3. Dynamic Data Integration
Embed real-time data feeds into prompts to generate up-to-date insights. For example, “Analyze the current latency metrics across all regions and identify any outliers.” This ensures that alerts are based on the latest system states.
Implementing Advanced Prompts in Monitoring Tools
Many SRE tools support custom prompt configurations through APIs or scripting interfaces. Integrating advanced prompts requires understanding the tool’s capabilities and scripting language. Use templates that incorporate variables, conditional statements, and external data sources to create dynamic prompts.
Best Practices for Effective Prompt Triage
- Define clear objectives: Know what insights or actions each prompt should achieve.

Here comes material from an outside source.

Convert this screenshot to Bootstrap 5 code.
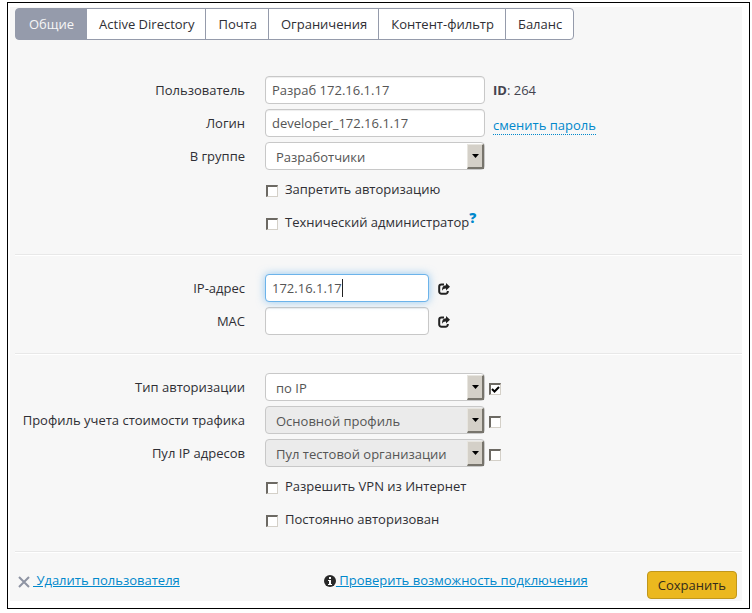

- Use precise language: Avoid ambiguity to ensure accurate responses.
- Iterate and refine: Continuously improve prompts based on feedback and system performance.
- Automate routine checks: Leverage prompts to handle repetitive tasks, freeing engineers for complex issues.
- Monitor prompt effectiveness: Track response accuracy and adjust prompts accordingly.
Conclusion
Advanced prompt techniques empower SRE teams to optimize monitoring and alert triage processes. By leveraging contextual awareness, conditional logic, and dynamic data, engineers can achieve faster incident detection and resolution. Continual refinement and integration of these techniques into existing workflows will lead to more resilient and reliable systems.